Indie rock has always been as much about posture as guitars. The ’90s gave us apathy, the 2000s irony, the 2010s sincerity. If the cycle keeps spinning, Cusp—a Chicago five-piece who sound like they were raised on K Records, midwestern winters, and free entry shows—should be back to slouching. But there’s no performance of detachment here. On What I Want Doesn’t Want Me Back, Cusp sound like a band genuinely trying: to feel better, to sound fuller, to make sense of a life that keeps moving whether you’re ready or not.
The record hums with that anxious optimism of your mid-20s, when self-assurance is a daily rehearsal and every small win feels monumental. “If you’re having fun,” sings frontperson Jen Bender near the album’s end, “it’s enough for me.” It’s a lyric that lands like a quiet shrug and a mantra all at once.
Cusp’s songs orbit around validation—the way we chase it, lose it, and learn to live without it. On “Oh Man,” Bender wonders if fulfillment can be found in possessions or people before landing on a truth simple enough to sting: “Something that shines doesn’t reflect onto yourself.” Her voice moves like a nervous heartbeat, flickering between conversational plainness and sudden ache. She writes like someone who knows how easily self-doubt can turn into self-awareness if you just sit still long enough.
That same humility threads through “Follow Along,” one of the record’s highlights. Bender catalogs insecurities like she’s flipping through an Instagram feed—friends’ apartments, perfect shoes, effortless mystery—until the song dissolves into a dreamlike waltz and she lets herself off the hook. “I am not slick,” she admits, “but I’m gonna get strong.” It’s the kind of line that could feel slight if it weren’t delivered with such earned conviction.
Cusp’s evolution since 2023’s You Can Do It All mirrors the album’s themes: they’ve grown up, but not out of reach. The move from Rochester to Chicago expanded their sound without sanding off the edges. Alongside guitarist Gaelen Bates, bassist Matt Manes, drummer Tommy Moore, and keyboardist Tessa O’Connell, Bender finds warmth in small gestures—a flicker of synths on “Oh Man,” a ghostly pedal steel on “The Upper Hand,” a tambourine shake that feels like sunlight through blinds. Their harmonies, loose but intuitive, wrap around each other like the comforting hum of old friends finishing each other’s sentences.

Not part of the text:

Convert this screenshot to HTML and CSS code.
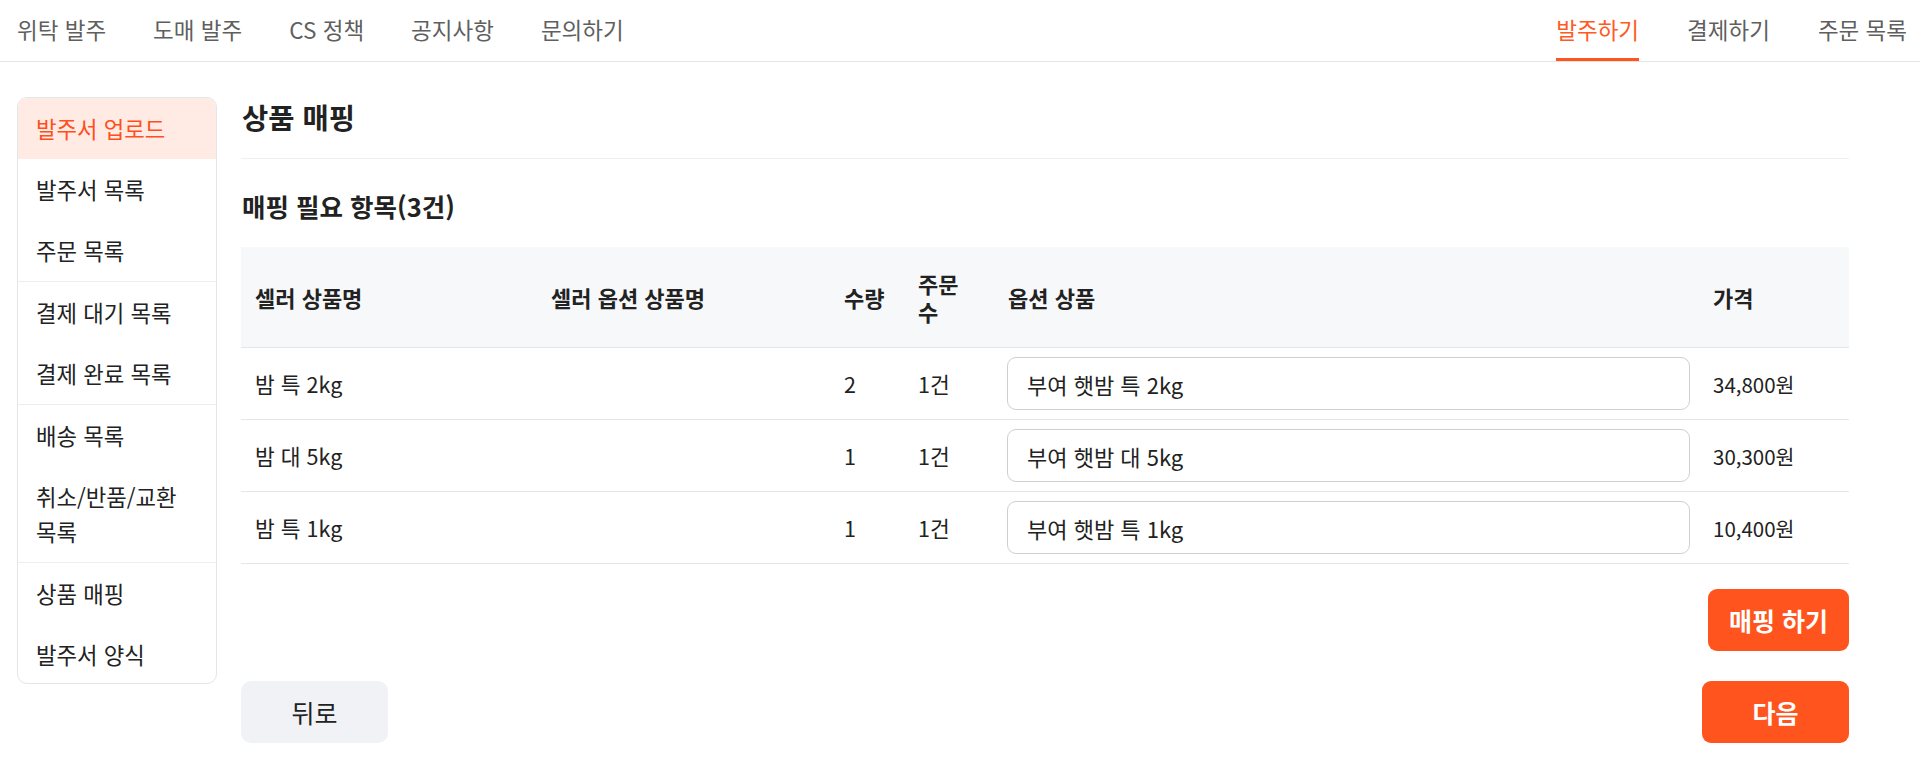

For all its modesty, What I Want Doesn’t Want Me Back has a clear sense of purpose: to celebrate the half-finished and half-sure. On “Extracurricular Hell,” Bender sings about the inertia that keeps you standing still; on “Give Up Your Garden,” she turns pain into fertilizer for growth. The record’s thirty minutes move like a collection of small Polaroids, each one a little imperfect, all the more beautiful for it.
“This thing is legitimate,” Bender repeats on the closing track, her voice swelling as if convincing herself. The phrase could mean anything—her band, her life, her ability to keep going—and that’s the point. Cusp aren’t redefining indie rock; they’re reclaiming its heart, trading the old poses for something far rarer: sincerity without spectacle, confidence without certainty.
If the 2020s are about anything, maybe it’s that—finding grace in the act of trying.